Racconta lo storico polacco Bronislaw Geremek che alla vita dei vagabondi e dei marginali ha dedicato la carriera di studioso (in italiano con Laterza), come nel Seicento, a Parigi, capitale emergente del mondo della Ragione, appunto, viene sancito il divieto di accattonaggio. I senza casa sono rinchiusi negli “Ospedali dei poveri”. Sveglia all’alba, lavoro pesante, poco cibo, gli uomini separati dalle donne e chi non produce non mangia. In altre parole: con la Razionalità (Spinoza in quel periodo separa la filosofia dalla teologia e il mito dalla storia) nasce il modello qualche secolo più tardi conosciuto come Lager. È un modello che non prevede spazi per coloro che rifiutano l’equazione tra lavoro e felicità. E c’è chi vede negli “Ospedali dei poveri”, il prototipo della fabbrica industriale.

C’è un bellissimo e poco frequentato libro di Jack London, “Il popolo degli abissi” (Robin edizioni) che richiama le foto di Jeffries. E che testimonia come il regno della Razionalità, che a parole tenderebbe ad abolire la marginalità e la follia, in realtà le moltiplica. A partire dai poveri e dai senza casa, appunto. Lo scrittore americano, nel 1902, andò a vivere per qualche mese a East End a Londra; quartiere dei miserabili, dei pazzi, degli homeless. Il suo racconto è integrato da decine di foto: bambini che dormono sulle panche, poveri sotto la neve nei giardini pubblici, venditori di stracci. Aveva il dono dell’empatia London, come pochi scrittori prima e dopo di lui. Ecco, nel libro usa espresioni strane: «Ho visto cose che avrei preferito non vedere»; «una donna che non assomigliava più a un essere umano». E anche «sono cose inenarrabili». Ebbene, con 40 anni di anticipo, London adopera, come toccato da una premonizione, gli stessi termini che verranno usati di fronte alla necessità di narrare la Shoah. Il limite dell’indicibile si era spostato più in là dai tempi di London. Ma, l’intuizione è di Zygmunt Bauman, chi cerca di eliminare marginalità, non solo la moltiplica, finisce per sterminare le masse di presunti marginali.

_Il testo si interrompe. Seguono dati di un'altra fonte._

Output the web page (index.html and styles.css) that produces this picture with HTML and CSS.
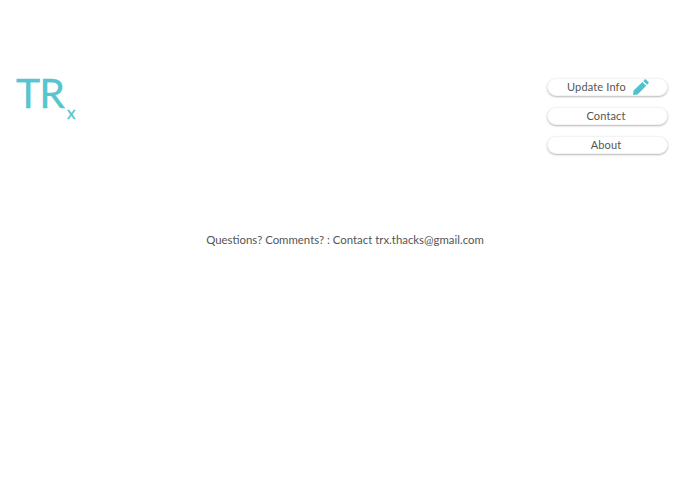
FILE: index.html
```html
<!DOCTYPE html>
<html lang="en">
<head>
<meta charset="utf-8">
<title>TRx</title>
<link rel="stylesheet" href="styles.css">
</head>
<body>
<header class="top">
  <div class="logo"><span class="logo-main">TR</span><span class="logo-sub">x</span></div>
  <nav class="menu">
    <a class="btn btn-icon" href="#"><span>Update Info</span>
      <svg class="pencil" viewBox="0 0 16 16" width="16" height="16" aria-hidden="true"><path d="M11.6.6a1 1 0 0 1 1.4 0l2.4 2.4a1 1 0 0 1 0 1.4l-1.3 1.3-3.8-3.8zM9.4 3L13.2 6.8 4.6 15.4.4 16 0 15.6l.6-4.2z"/></svg>
    </a>
    <a class="btn" href="#">Contact</a>
    <a class="btn" href="#">About</a>
  </nav>
</header>
<p class="note">Questions? Comments? : Contact trx.thacks@gmail.com</p>
</body>
</html>
```
FILE: styles.css
```css
html, body {
  margin: 0;
  background: #fff;
}
body {
  width: 695px;
  height: 494px;
  overflow: hidden;
  font-family: Lato, "Noto Sans", sans-serif;
  color: #555;
}
.top {
  display: flex;
  justify-content: space-between;
  align-items: flex-start;
  padding: 78px 27px 0 16px;
}
.logo {
  display: flex;
  align-items: flex-start;
  color: #56c5cf;
  font-family: Lato, sans-serif;
  -webkit-text-stroke: 0.3px #56c5cf;
}
.logo-main {
  font-size: 41px;
  line-height: 30px;
  letter-spacing: -1px;
}
.logo-sub {
  font-size: 17px;
  line-height: 16px;
  margin-left: 3px;
  margin-top: 27px;
}
.menu {
  display: flex;
  flex-direction: column;
  gap: 11px;
  width: 121px;
}
.btn {
  display: flex;
  align-items: center;
  justify-content: center;
  height: 18px;
  box-sizing: border-box;
  padding: 0 3px 2px 0;
  border-radius: 9px;
  background: #fff;
  border: 1px solid #f3f3f3;
  box-shadow: 0 1px 2px rgba(0, 0, 0, 0.28);
  color: #555;
  font-size: 11px;
  letter-spacing: 0.15px;
  text-decoration: none;
}
.btn-icon {
  justify-content: flex-start;
  padding-left: 19px;
}
.pencil {
  fill: #4fc3cd;
  margin-left: 7px;
  margin-top: 2px;
}
.note {
  margin: 78px 5px 0 0;
  text-align: center;
  font-size: 11.4px;
  line-height: 16px;
}
```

Rimane il fatto che gli homeless vivono tra di noi. I dati globali parlano di cento milioni di persone, ma sono difficili da verificare. In Italia, secondo Istat e Caritas i senza fissa dimora sono oltre 50 mila. Sei su dieci si trovano in questa condizione perché hanno perso il lavoro. Più precisi i dati della Fondazione De Benedetti che riguardano la sola Milano. Nella metropoli del Nord i senza casa sono oltre 2.600. Il 72 per cento dorme in strada. Nove su dieci ha esperienze di lavoro. Hanno fiducia solo negli assistenti sociali e un po’ nel Comune. In altre parole: sono il risultato del crollo di quel modello che prevedeva la fabbrica come centro della vita e il lavoro come strumento della crescita personale.

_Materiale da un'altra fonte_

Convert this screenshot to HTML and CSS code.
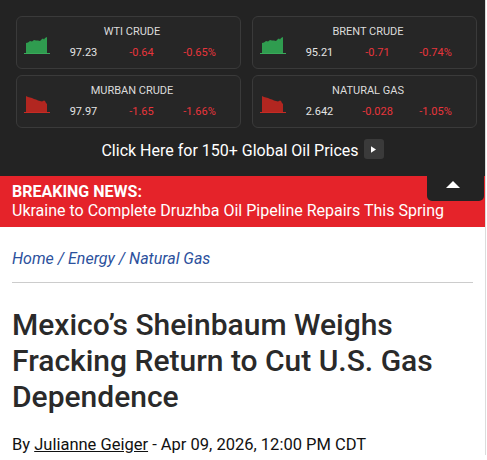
FILE: index.html
```html
<!DOCTYPE html>
<html lang="en">
<head>
<meta charset="utf-8">
<title>Oil Prices</title>
<link rel="stylesheet" href="styles.css">
</head>
<body>
<div class="page">
  <section class="ticker">
    <div class="cards">
      <div class="card">
        <svg class="spark" viewBox="0 0 26 17" width="26" height="17"><polygon class="up" points="2,16 2,6 4,5.5 6,4 8,4.5 10,3 12,3.5 14,3.5 16,4 18,2 19,1.5 20,2.5 21,1 23,0 23,16"/><line class="up-line" x1="0" y1="16.5" x2="26" y2="16.5"/></svg>
        <div class="name">WTI CRUDE</div>
        <div class="val">97.23</div>
        <div class="val neg">-0.64</div>
        <div class="val neg">-0.65%</div>
      </div>
      <div class="card">
        <svg class="spark" viewBox="0 0 26 17" width="26" height="17"><polygon class="up" points="2,16 2,6 4,5.5 6,4 8,4.5 10,3 12,3.5 14,3.5 16,4 18,2 19,1.5 20,2.5 21,1 23,0 23,16"/><line class="up-line" x1="0" y1="16.5" x2="26" y2="16.5"/></svg>
        <div class="name">BRENT CRUDE</div>
        <div class="val">95.21</div>
        <div class="val neg">-0.71</div>
        <div class="val neg">-0.74%</div>
      </div>
      <div class="card">
        <svg class="spark" viewBox="0 0 26 17" width="26" height="17"><polygon class="down" points="2,16 2,0 4,1 6,1.5 8,2 10,3 12,3.5 14,4.5 16,5 18,5.5 20,4.5 21,5 22,7 23,8 23,16"/><line class="down-line" x1="0" y1="16.5" x2="26" y2="16.5"/></svg>
        <div class="name">MURBAN CRUDE</div>
        <div class="val">97.97</div>
        <div class="val neg">-1.65</div>
        <div class="val neg">-1.66%</div>
      </div>
      <div class="card">
        <svg class="spark" viewBox="0 0 26 17" width="26" height="17"><polygon class="down" points="2,16 2,0 4,1 6,1.5 8,2 10,3 12,3.5 14,4.5 16,5 18,5.5 20,4.5 21,5 22,7 23,8 23,16"/><line class="down-line" x1="0" y1="16.5" x2="26" y2="16.5"/></svg>
        <div class="name">NATURAL GAS</div>
        <div class="val">2.642</div>
        <div class="val neg">-0.028</div>
        <div class="val neg">-1.05%</div>
      </div>
    </div>
    <a class="all-prices" href="#">
      <span class="all-text">Click Here for 150+ Global Oil Prices</span>
      <span class="all-btn"><svg viewBox="0 0 6 8" width="5" height="7"><polygon points="0,0 6,4 0,8" fill="#fff"/></svg></span>
    </a>
  </section>
  <section class="breaking">
    <div class="breaking-label">BREAKING NEWS:</div>
    <div class="breaking-title">Ukraine to Complete Druzhba Oil Pipeline Repairs This Spring</div>
    <button class="collapse" aria-label="Collapse"><svg viewBox="0 0 14 7" width="14" height="7"><polygon points="7,0 14,7 0,7" fill="#fff"/></svg></button>
  </section>
  <main class="article">
    <nav class="crumbs"><a href="#">Home</a> / <a href="#">Energy</a> / <a href="#">Natural Gas</a></nav>
    <hr class="rule">
    <h1 class="title">Mexico’s Sheinbaum Weighs Fracking Return to Cut U.S. Gas Dependence</h1>
    <p class="byline">By <a href="#">Julianne Geiger</a> - Apr 09, 2026, 12:00 PM CDT</p>
  </main>
</div>
</body>
</html>
```
FILE: styles.css
```css
* { box-sizing: border-box; }
html, body { margin: 0; padding: 0; background: #fff; }
body { font-family: Roboto, "Liberation Sans", sans-serif; overflow: hidden; }
.page { width: 486px; border-right: 1px solid #dcdcdc; }

.ticker { background: #232323; padding: 16px 8px 17px 16px; }
.cards { display: grid; grid-template-columns: 225px 225px; column-gap: 11px; row-gap: 6px; }
.card {
  height: 53px;
  border: 1px solid #3a3a3a;
  border-radius: 6px;
  background: #262626;
  padding-top: 7.5px;
  display: grid;
  grid-template-columns: 37.5px 58px 58px 58px;
  grid-template-rows: 13px 13px;
  row-gap: 8px;
  font-size: 11px;
  line-height: 13px;
}
.spark { grid-column: 1; grid-row: 1 / 3; margin: 12.5px 0 0 7px; display: block; }
.spark .up { fill: #2f9c4f; }
.spark .up-line { stroke: #3aa95a; stroke-width: 1; }
.spark .down { fill: #b22620; }
.spark .down-line { stroke: #c52b24; stroke-width: 1; }
.name { grid-column: 2 / 5; grid-row: 1; text-align: center; padding-right: 19px; color: #dcdcdc; }
.val { grid-row: 2; text-align: center; color: #e4e4e4; }
.val.neg { color: #e8353c; }

.all-prices { margin-top: 11px; height: 20px; display: flex; justify-content: center; align-items: flex-end; gap: 5px; text-decoration: none; color: #fff; margin-left: -8px; }
.all-text { font-size: 16px; line-height: 17px; }
.all-btn { width: 20px; height: 20px; border-radius: 3px; background: #3a3a3a; display: flex; align-items: center; justify-content: center; }
.all-btn svg { display: block; }

.breaking { position: relative; background: #e5232a; color: #fff; padding: 6px 12px 7px; }
.breaking-label { font-size: 16px; line-height: 19px; font-weight: 700; }
.breaking-title { font-size: 16px; line-height: 19px; }
.collapse {
  position: absolute; top: 0; right: 1px; width: 57px; height: 25px;
  border: 0; padding: 5px 0 0; margin: 0; background: #232323;
  border-radius: 0 0 5px 5px; display: flex; justify-content: center; align-items: flex-start;
}
.collapse svg { display: block; margin-left: -6px; }

.article { padding: 22px 12px 0; }
.crumbs { font-size: 16px; line-height: 20px; font-style: italic; color: #2c519d; }
.crumbs a { color: inherit; text-decoration: none; }
.rule { border: 0; border-top: 1px solid #cccccc; margin: 13px 0 0; }
.title { margin: 24px 0 0; font-size: 30px; line-height: 36px; font-weight: 500; color: #2a2a2a; }
.byline { margin: 20px 0 0; font-size: 16.5px; line-height: 20px; color: #111; }
.byline a { color: #111; text-decoration: underline; }
```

La deindustrializzazione ha finito per far tornare nelle nostre strade i vagabondi, le Madri Coraggio, descritte nel Seicento in Germania da Grimmelshausen da cui Brecht ha tratto il suo celebre dramma; donne disposte a tutto perché hanno perso tutto. Ma poi, guardiamo le foto di Jeffries. Forse ha ragione lui; forse la sofferenza va insieme con la spiritualità, e basti pensare all’emozione che suscita anche in non credenti il corpo nudo di Cristo sulla croce (e Gesù era un vagabondo) o i corpi dei santoni indiani sulle rive del Gange a Benares; oppure basta ascoltare quel poeta che alla stazione Santa Maria Novella di Firenze la sera recita versi bellissimi, mescolati con terribili improperi in spagnolo.